:: Task brief ::
Reproduce the data exactly and drop any pictures it holds.

==============================

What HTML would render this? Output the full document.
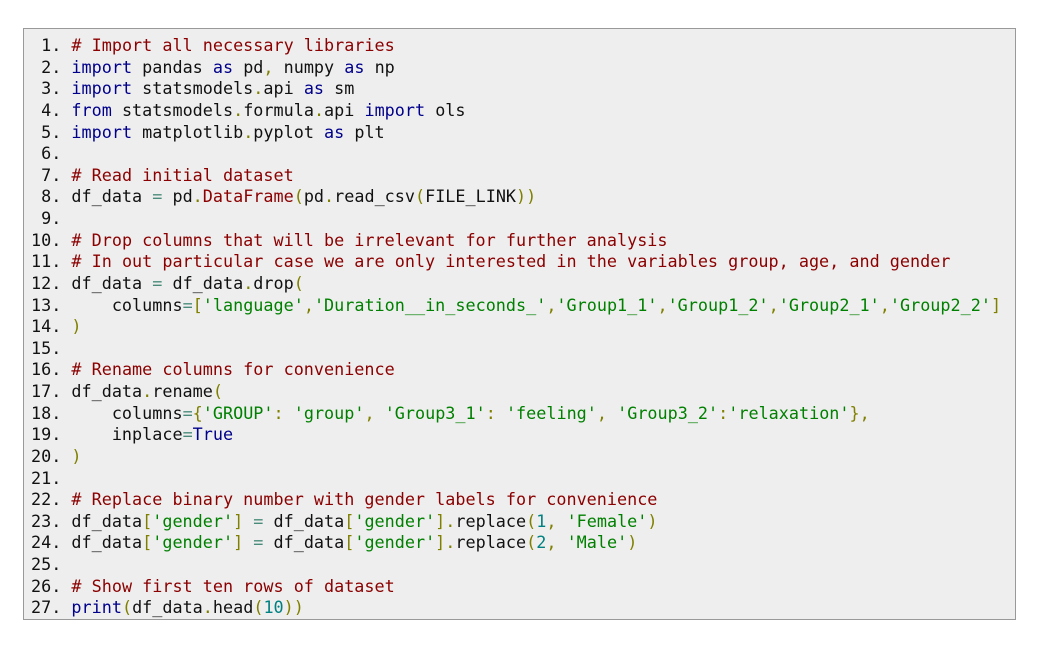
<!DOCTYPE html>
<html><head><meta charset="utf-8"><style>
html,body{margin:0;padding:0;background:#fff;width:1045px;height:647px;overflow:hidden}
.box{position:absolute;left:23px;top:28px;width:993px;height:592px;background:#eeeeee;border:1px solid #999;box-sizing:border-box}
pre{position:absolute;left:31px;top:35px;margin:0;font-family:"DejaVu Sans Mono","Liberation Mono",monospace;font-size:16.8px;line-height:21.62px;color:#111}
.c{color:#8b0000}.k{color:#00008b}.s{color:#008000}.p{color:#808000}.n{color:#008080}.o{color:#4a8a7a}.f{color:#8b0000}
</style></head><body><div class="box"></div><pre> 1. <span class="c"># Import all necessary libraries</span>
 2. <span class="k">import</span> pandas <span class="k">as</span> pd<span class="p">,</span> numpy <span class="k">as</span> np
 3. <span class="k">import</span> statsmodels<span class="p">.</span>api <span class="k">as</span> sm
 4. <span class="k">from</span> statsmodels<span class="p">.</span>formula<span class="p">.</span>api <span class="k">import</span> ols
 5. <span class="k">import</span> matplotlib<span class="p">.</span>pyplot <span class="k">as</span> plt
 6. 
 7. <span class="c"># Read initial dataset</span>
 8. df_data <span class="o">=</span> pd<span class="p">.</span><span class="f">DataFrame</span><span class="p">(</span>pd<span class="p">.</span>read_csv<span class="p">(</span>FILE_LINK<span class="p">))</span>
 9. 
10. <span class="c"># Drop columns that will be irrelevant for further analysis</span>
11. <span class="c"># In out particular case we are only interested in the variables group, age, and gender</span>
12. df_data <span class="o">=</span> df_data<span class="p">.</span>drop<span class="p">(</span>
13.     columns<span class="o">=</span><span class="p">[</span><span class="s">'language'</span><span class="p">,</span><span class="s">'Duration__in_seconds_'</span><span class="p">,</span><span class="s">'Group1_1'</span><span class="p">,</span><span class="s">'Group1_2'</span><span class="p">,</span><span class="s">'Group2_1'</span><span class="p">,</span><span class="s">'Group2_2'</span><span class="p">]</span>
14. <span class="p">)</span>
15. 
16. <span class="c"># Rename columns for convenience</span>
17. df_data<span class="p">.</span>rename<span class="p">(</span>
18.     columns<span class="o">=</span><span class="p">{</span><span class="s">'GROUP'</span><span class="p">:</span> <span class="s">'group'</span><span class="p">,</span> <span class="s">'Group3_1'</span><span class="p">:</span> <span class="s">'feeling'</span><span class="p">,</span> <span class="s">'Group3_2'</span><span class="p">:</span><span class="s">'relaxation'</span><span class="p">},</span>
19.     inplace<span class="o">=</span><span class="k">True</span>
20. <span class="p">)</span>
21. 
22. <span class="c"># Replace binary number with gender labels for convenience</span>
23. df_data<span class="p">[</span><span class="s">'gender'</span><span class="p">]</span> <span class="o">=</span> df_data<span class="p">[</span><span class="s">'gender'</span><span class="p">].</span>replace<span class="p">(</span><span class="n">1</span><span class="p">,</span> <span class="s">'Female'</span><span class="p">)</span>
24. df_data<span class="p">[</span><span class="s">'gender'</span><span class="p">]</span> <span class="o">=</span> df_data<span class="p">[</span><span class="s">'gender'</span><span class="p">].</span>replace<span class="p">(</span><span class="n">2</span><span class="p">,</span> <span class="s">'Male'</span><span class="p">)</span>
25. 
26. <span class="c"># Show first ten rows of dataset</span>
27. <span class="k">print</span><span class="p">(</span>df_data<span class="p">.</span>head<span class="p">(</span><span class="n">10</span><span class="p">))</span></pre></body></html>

==============================

:: Solution below ::
What HTML would render this? Output the full document.
<!DOCTYPE html>
<html><head><meta charset="utf-8"><style>
html,body{margin:0;padding:0;background:#fff;width:1045px;height:647px;overflow:hidden}
.box{position:absolute;left:23px;top:28px;width:993px;height:592px;background:#eeeeee;border:1px solid #999;box-sizing:border-box}
pre{position:absolute;left:31px;top:35px;margin:0;font-family:"DejaVu Sans Mono","Liberation Mono",monospace;font-size:16.8px;line-height:21.62px;color:#111}
.c{color:#8b0000}.k{color:#00008b}.s{color:#008000}.p{color:#808000}.n{color:#008080}.o{color:#4a8a7a}.f{color:#8b0000}
</style></head><body><div class="box"></div><pre> 1. <span class="c"># Import all necessary libraries</span>
 2. <span class="k">import</span> pandas <span class="k">as</span> pd<span class="p">,</span> numpy <span class="k">as</span> np
 3. <span class="k">import</span> statsmodels<span class="p">.</span>api <span class="k">as</span> sm
 4. <span class="k">from</span> statsmodels<span class="p">.</span>formula<span class="p">.</span>api <span class="k">import</span> ols
 5. <span class="k">import</span> matplotlib<span class="p">.</span>pyplot <span class="k">as</span> plt
 6. 
 7. <span class="c"># Read initial dataset</span>
 8. df_data <span class="o">=</span> pd<span class="p">.</span><span class="f">DataFrame</span><span class="p">(</span>pd<span class="p">.</span>read_csv<span class="p">(</span>FILE_LINK<span class="p">))</span>
 9. 
10. <span class="c"># Drop columns that will be irrelevant for further analysis</span>
11. <span class="c"># In out particular case we are only interested in the variables group, age, and gender</span>
12. df_data <span class="o">=</span> df_data<span class="p">.</span>drop<span class="p">(</span>
13.     columns<span class="o">=</span><span class="p">[</span><span class="s">'language'</span><span class="p">,</span><span class="s">'Duration__in_seconds_'</span><span class="p">,</span><span class="s">'Group1_1'</span><span class="p">,</span><span class="s">'Group1_2'</span><span class="p">,</span><span class="s">'Group2_1'</span><span class="p">,</span><span class="s">'Group2_2'</span><span class="p">]</span>
14. <span class="p">)</span>
15. 
16. <span class="c"># Rename columns for convenience</span>
17. df_data<span class="p">.</span>rename<span class="p">(</span>
18.     columns<span class="o">=</span><span class="p">{</span><span class="s">'GROUP'</span><span class="p">:</span> <span class="s">'group'</span><span class="p">,</span> <span class="s">'Group3_1'</span><span class="p">:</span> <span class="s">'feeling'</span><span class="p">,</span> <span class="s">'Group3_2'</span><span class="p">:</span><span class="s">'relaxation'</span><span class="p">},</span>
19.     inplace<span class="o">=</span><span class="k">True</span>
20. <span class="p">)</span>
21. 
22. <span class="c"># Replace binary number with gender labels for convenience</span>
23. df_data<span class="p">[</span><span class="s">'gender'</span><span class="p">]</span> <span class="o">=</span> df_data<span class="p">[</span><span class="s">'gender'</span><span class="p">].</span>replace<span class="p">(</span><span class="n">1</span><span class="p">,</span> <span class="s">'Female'</span><span class="p">)</span>
24. df_data<span class="p">[</span><span class="s">'gender'</span><span class="p">]</span> <span class="o">=</span> df_data<span class="p">[</span><span class="s">'gender'</span><span class="p">].</span>replace<span class="p">(</span><span class="n">2</span><span class="p">,</span> <span class="s">'Male'</span><span class="p">)</span>
25. 
26. <span class="c"># Show first ten rows of dataset</span>
27. <span class="k">print</span><span class="p">(</span>df_data<span class="p">.</span>head<span class="p">(</span><span class="n">10</span><span class="p">))</span></pre></body></html>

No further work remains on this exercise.